We had the yummiest pizza that night, topped with dairy free cheese and loaded with roasted veggies, yum! Todd and I agreed that the crust tasted more like focaccia than pizza dough though. Which brings me to my recipe, I was looking to use the last of the pignoli pesto that I made earlier this week but was really craving a sandwich. I just happened to have a box of KA Flour pizza dough mix in the pantry and a fresh batch of sun-dried tomato cashew cream. It seemed like the perfect time to channel my inner Sandwich Queen and see what I could whip up. The cannellini and pesto patties are really good on their own with a side of veggies if you aren’t feeling the whole sandwich thing, or you can substitute Udi’s gluten-free hamburger buns if you don’t have time to make your own focaccia.

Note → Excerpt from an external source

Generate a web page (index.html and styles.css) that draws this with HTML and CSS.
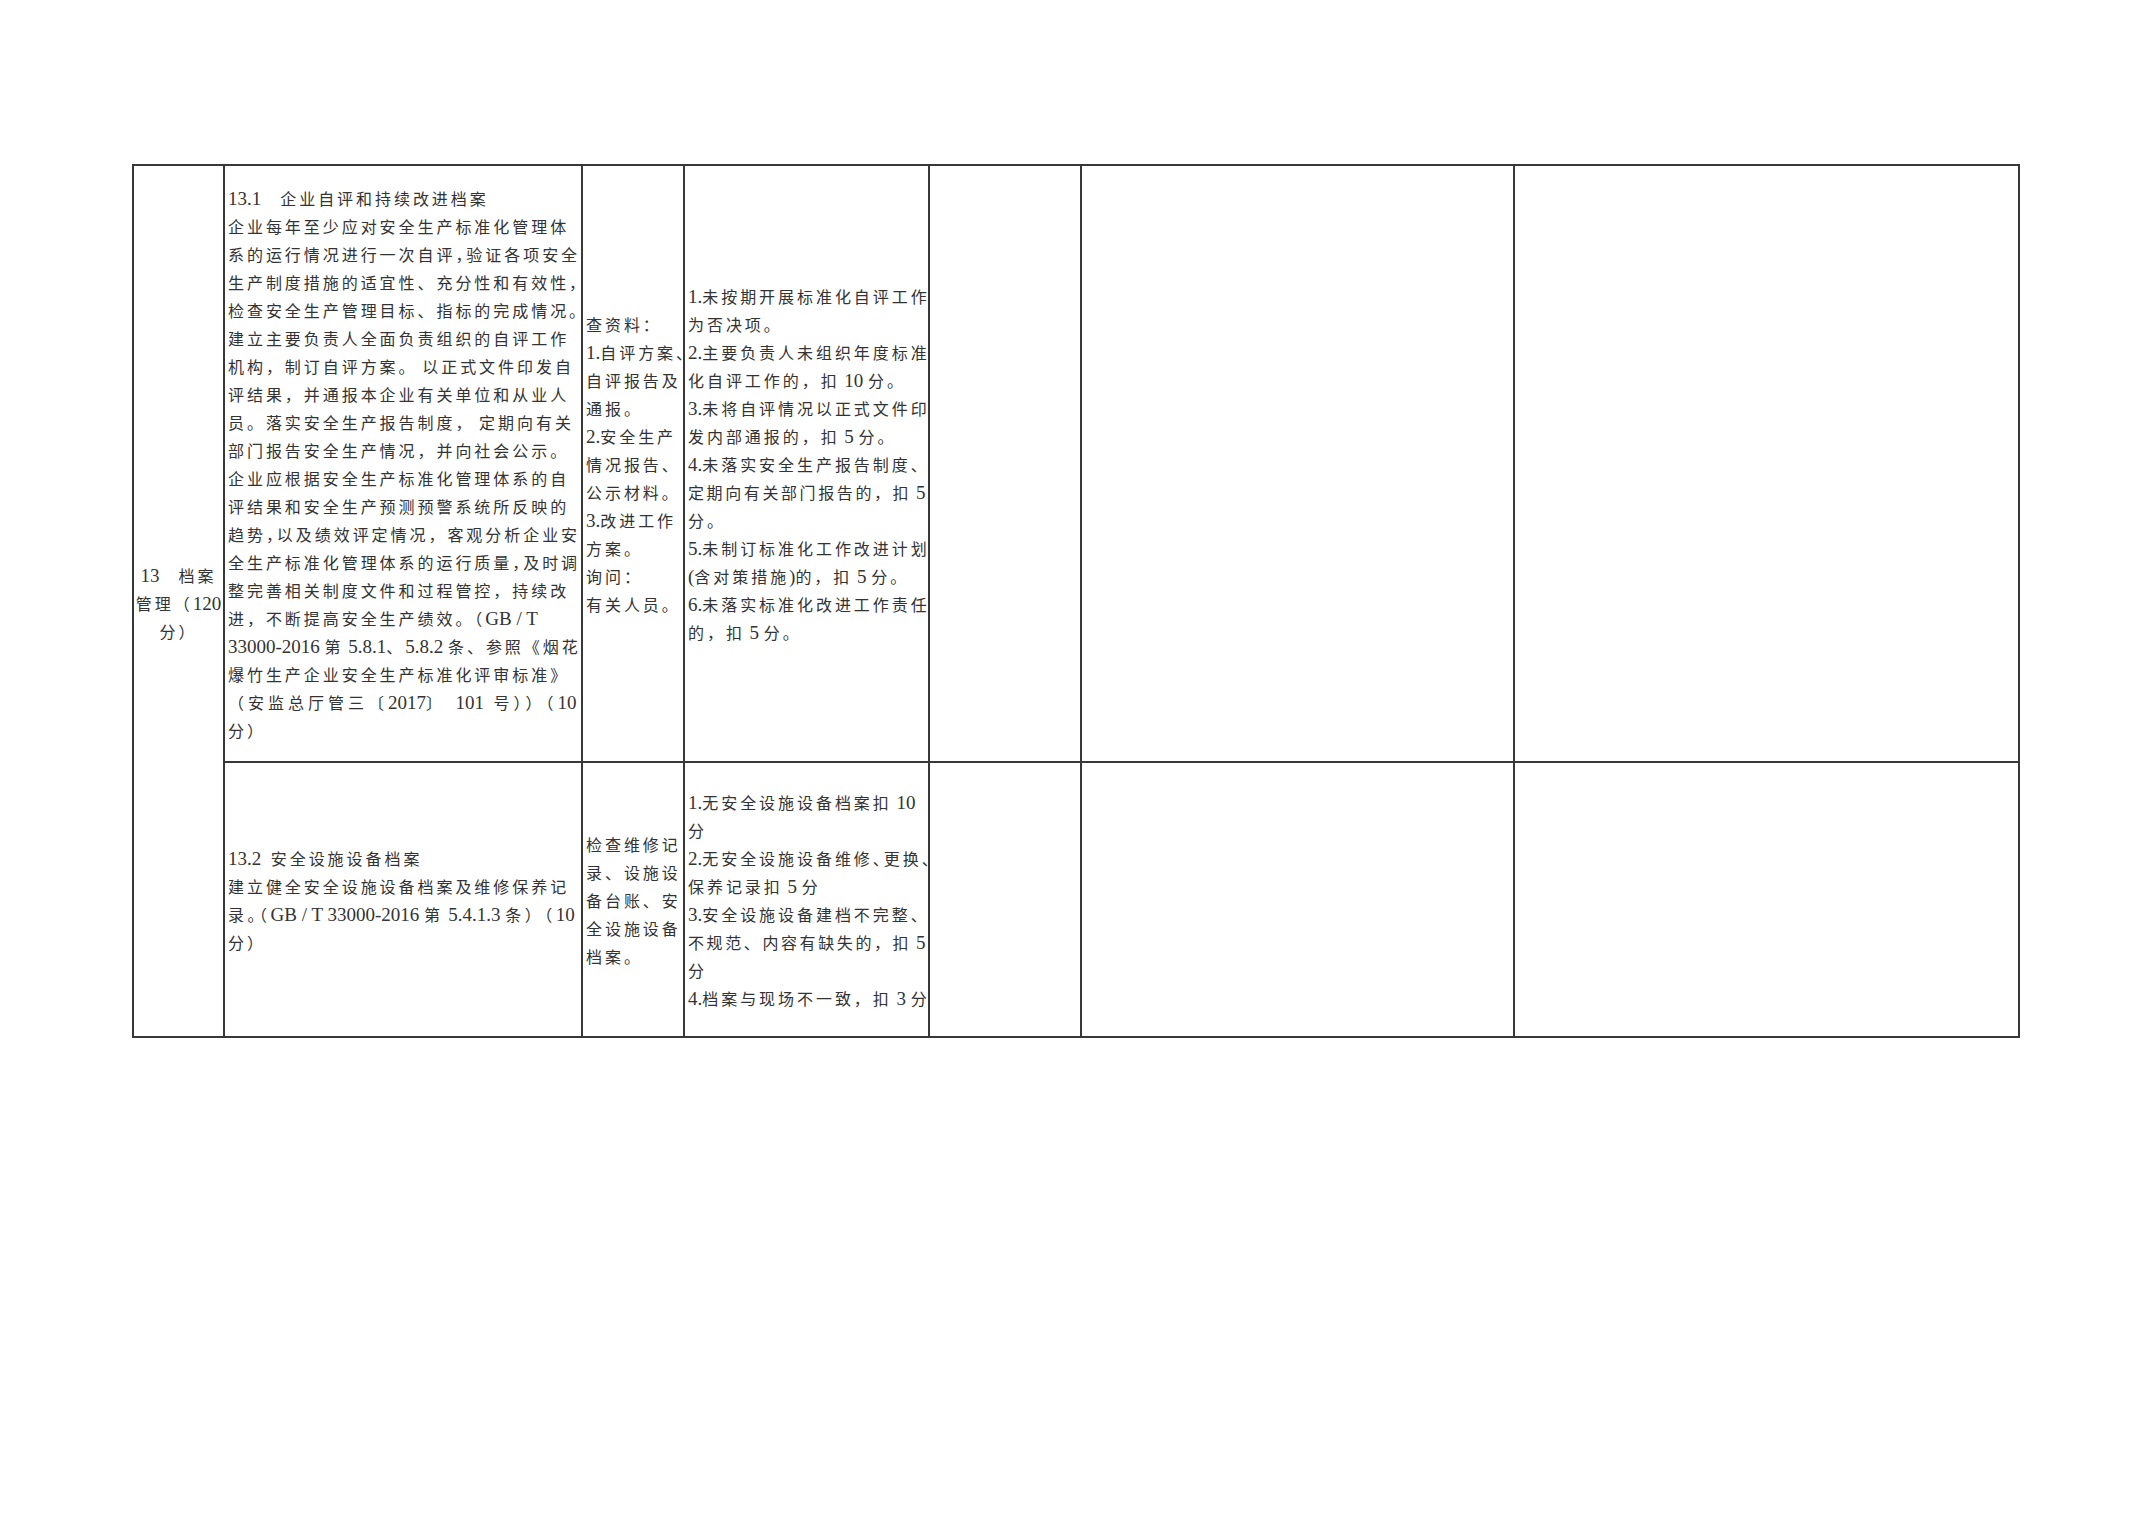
FILE: index.html
```html
<!DOCTYPE html>
<html lang="zh-CN">
<head>
<meta charset="utf-8">
<title>档案管理</title>
<link rel="stylesheet" href="styles.css">
</head>
<body>
<table class="sheet">
  <colgroup>
    <col class="w1"><col class="w2"><col class="w3"><col class="w4"><col class="w5"><col class="w6"><col class="w7">
  </colgroup>
  <tr class="r1">
    <td class="c1" rowspan="2">
      <div class="ln"><span class="r">13&nbsp;&nbsp;&nbsp;&nbsp;</span>档案</div>
      <div class="ln">管理（<span class="r">120</span></div>
      <div class="ln">分）</div>
    </td>
    <td>
      <div class="ln"><span class="r">13.1&nbsp;&nbsp;&nbsp;&nbsp;</span>企业自评和持续改进档案</div>
      <div class="ln">企业每年至少应对安全生产标准化管理体</div>
      <div class="ln">系的运行情况进行一次自评<span class="h">，</span>验证各项安全</div>
      <div class="ln">生产制度措施的适宜性、充分性和有效性，</div>
      <div class="ln">检查安全生产管理目标、指标的完成情况。</div>
      <div class="ln">建立主要负责人全面负责组织的自评工作</div>
      <div class="ln">机构，制订自评方案。<span class="r">&nbsp;</span>以正式文件印发自</div>
      <div class="ln">评结果，并通报本企业有关单位和从业人</div>
      <div class="ln">员。落实安全生产报告制度，<span class="r">&nbsp;</span>定期向有关</div>
      <div class="ln">部门报告安全生产情况，并向社会公示。</div>
      <div class="ln">企业应根据安全生产标准化管理体系的自</div>
      <div class="ln">评结果和安全生产预测预警系统所反映的</div>
      <div class="ln">趋势<span class="h">，</span>以及绩效评定情况，客观分析企业安</div>
      <div class="ln">全生产标准化管理体系的运行质量<span class="h">，</span>及时调</div>
      <div class="ln">整完善相关制度文件和过程管控，持续改</div>
      <div class="ln">进，不断提高安全生产绩效。（<span class="r">GB / T</span></div>
      <div class="ln"><span class="r">33000-2016 </span>第<span class="r"> 5.8.1</span>、<span class="r">5.8.2 </span>条、参照《烟花</div>
      <div class="ln">爆竹生产企业安全生产标准化评审标准》</div>
      <div class="ln wide1">（安监总厅管三〔<span class="r">2017</span>〕<span class="r">&nbsp; 101&nbsp; </span>号））（<span class="r">10</span></div>
      <div class="ln">分）</div>
    </td>
    <td>
      <div class="ln">查资料：</div>
      <div class="ln"><span class="r">1.</span>自评方案、</div>
      <div class="ln">自评报告及</div>
      <div class="ln">通报。</div>
      <div class="ln"><span class="r">2.</span>安全生产</div>
      <div class="ln">情况报告、</div>
      <div class="ln">公示材料。</div>
      <div class="ln"><span class="r">3.</span>改进工作</div>
      <div class="ln">方案。</div>
      <div class="ln">询问：</div>
      <div class="ln">有关人员。</div>
    </td>
    <td>
      <div class="ln"><span class="r">1.</span>未按期开展标准化自评工作</div>
      <div class="ln">为否决项。</div>
      <div class="ln"><span class="r">2.</span>主要负责人未组织年度标准</div>
      <div class="ln">化自评工作的，扣<span class="r"> 10 </span>分。</div>
      <div class="ln"><span class="r">3.</span>未将自评情况以正式文件印</div>
      <div class="ln">发内部通报的，扣<span class="r"> 5 </span>分。</div>
      <div class="ln"><span class="r">4.</span>未落实安全生产报告制度、</div>
      <div class="ln tight">定期向有关部门报告的，扣<span class="r"> 5</span></div>
      <div class="ln">分。</div>
      <div class="ln"><span class="r">5.</span>未制订标准化工作改进计划</div>
      <div class="ln"><span class="r">(</span>含对策措施<span class="r">)</span>的，扣<span class="r"> 5 </span>分。</div>
      <div class="ln"><span class="r">6.</span>未落实标准化改进工作责任</div>
      <div class="ln">的，扣<span class="r"> 5 </span>分。</div>
    </td>
    <td></td>
    <td></td>
    <td></td>
  </tr>
  <tr class="r2">
    <td>
      <div class="ln"><span class="r">13.2&nbsp;&nbsp;</span>安全设施设备档案</div>
      <div class="ln">建立健全安全设施设备档案及维修保养记</div>
      <div class="ln wide3">录<span class="h">。</span>（<span class="r">GB / T 33000-2016 </span>第<span class="r"> 5.4.1.3 </span>条）（<span class="r">10</span></div>
      <div class="ln">分）</div>
    </td>
    <td>
      <div class="ln">检查维修记</div>
      <div class="ln">录、设施设</div>
      <div class="ln">备台账、安</div>
      <div class="ln">全设施设备</div>
      <div class="ln">档案。</div>
    </td>
    <td>
      <div class="ln"><span class="r">1.</span>无安全设施设备档案扣<span class="r"> 10</span></div>
      <div class="ln">分</div>
      <div class="ln"><span class="r">2.</span>无安全设施设备维修<span class="h">、</span>更换<span class="h">、</span></div>
      <div class="ln">保养记录扣<span class="r"> 5 </span>分</div>
      <div class="ln"><span class="r">3.</span>安全设施设备建档不完整、</div>
      <div class="ln tight">不规范、内容有缺失的，扣<span class="r"> 5</span></div>
      <div class="ln">分</div>
      <div class="ln"><span class="r">4.</span>档案与现场不一致，扣<span class="r"> 3 </span>分</div>
    </td>
    <td></td>
    <td></td>
    <td></td>
  </tr>
</table>
</body>
</html>
```

FILE: styles.css
```css
html, body {
  margin: 0;
  padding: 0;
  background: #ffffff;
}

body {
  width: 2149px;
  height: 1520px;
  overflow: hidden;
  font-family: "Noto Sans CJK SC", "Liberation Serif", sans-serif;
  color: #333333;
}

.sheet {
  border-collapse: collapse;
  table-layout: fixed;
  width: 1888px;
  margin: 164px 0 0 132px;
}

.w1 { width: 91px; }
.w2 { width: 358px; }
.w3 { width: 102px; }
.w4 { width: 245px; }
.w5 { width: 152px; }
.w6 { width: 433px; }
.w7 { width: 505px; }

.r1 { height: 597px; }
.r2 { height: 275px; }

.sheet td {
  border: 2px solid #383838;
  padding: 0 2px 0 3px;
  vertical-align: middle;
  font-size: 16px;
  font-weight: 400;
  letter-spacing: 2.95px;
  overflow: visible;
}

.sheet td.c1 {
  padding: 4px 0 0 0;
  text-align: center;
}

.ln {
  height: 28px;
  line-height: 28px;
  white-space: nowrap;
}

.ln.wide1 {
  letter-spacing: 4px;
}

.ln.wide3 {
  letter-spacing: 3.5px;
}

.ln.tight {
  letter-spacing: 2.6px;
}

.r {
  font-family: "Liberation Serif", "Times New Roman", serif;
  font-size: 19px;
  font-weight: 400;
  letter-spacing: 0;
  line-height: 0;
}

.h {
  font-feature-settings: "halt";
}
```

Cannellini and Pesto Patties with Caramelized Onions
1/2 cup of gluten-free oats
1 15oz. can of cannellini beans
1 large egg
1/2 tsp. salt
1/2 tsp. dried oregano
1/4 cup orange bell pepper, diced small
1 tsp. lemon zest
1 Tbsp. pesto
1/4 cup mozzarella flavored rice shreds, soy cheese or regular mozzarella
2 large yellow onions, caramelized. Find out how easy it is to caramelize an onion here.
Pulse oats in your food processor 3-5 times to roughly chop then add in 3/4 of a can of drained and rinsed cannellini beans. Pulse and additional 5-6 times creating a chunky paste. Add in the egg, oregano and salt and blend in the processor until most of the large pieces are gone. You will be left with a thick paste that will act like the “glue” to your veggie patty.
In a medium-sized bowl, mix the remaining 1/4 can of drained and rinsed cannellini beans with the pesto, bell pepper, lemon zest, rice shreds and the mixture from the food processor then season with salt to taste. Wipe a little olive oil on a large plate and then with wet hands, form the bean mixture into patties and place on the plate. Don’t worry if the batter seems runny! This batter is looser than my veggie burgers but will cook up just fine in the hot skillet . Once all of the cakes have been formed place the plate in the freezer for 10 minutes or in the fridge for at least 20 minutes so that the cakes can set.
Heat a cast iron skillet over med-high heat until screaming hot. Add 1 tablespoon of olive oil and swirl pan to coat. Cook the patties until a nice crispy crust has formed on the outside, about 3-4 minutes, then flip to cook the other side another 4-6 minutes.
Serve the bean patties with sun-dried tomato cashew cream and caramelized onions piled on top.
Gluten- Free Focaccia
3 Tbsp. good quality olive oil
1 Tbsp. fresh rosemary, chopped
1 Tbsp. crushed red pepper
salt and pepper to taste
Prepare dough as instructed, after the first baking period remove pans from the oven and drizzle the focaccia with the olive oil and sprinkle with the herbs. Return the pan to the oven and bake for the second half of the bake time as instructed on the package.
Sun-Dried Tomato Cashew Cream
1.5 cups raw unsalted cashews
3/4 – 1 cup water (depending on how thick or thin you would like) plus more for soaking
juice of half a lemon (more if you like a real lemony flavor)
1/3 cup sun-dried tomatoes, with the oil drained
Salt to taste
Cover raw cashews with water and soak for 30 minutes to an hour. Drain and rinse cashews well and place all the ingredients in a high powered blender or food processor, blend until desired consistency. Your cashew cream will last in the refrigerator for 3-4 days and can be frozen for up to 6 months. If you choose to freeze it be sure to run it through the blender really quick after you defrost it to eliminate any lumps. This recipe makes 1.5- 2cups depending on the amount of water you add.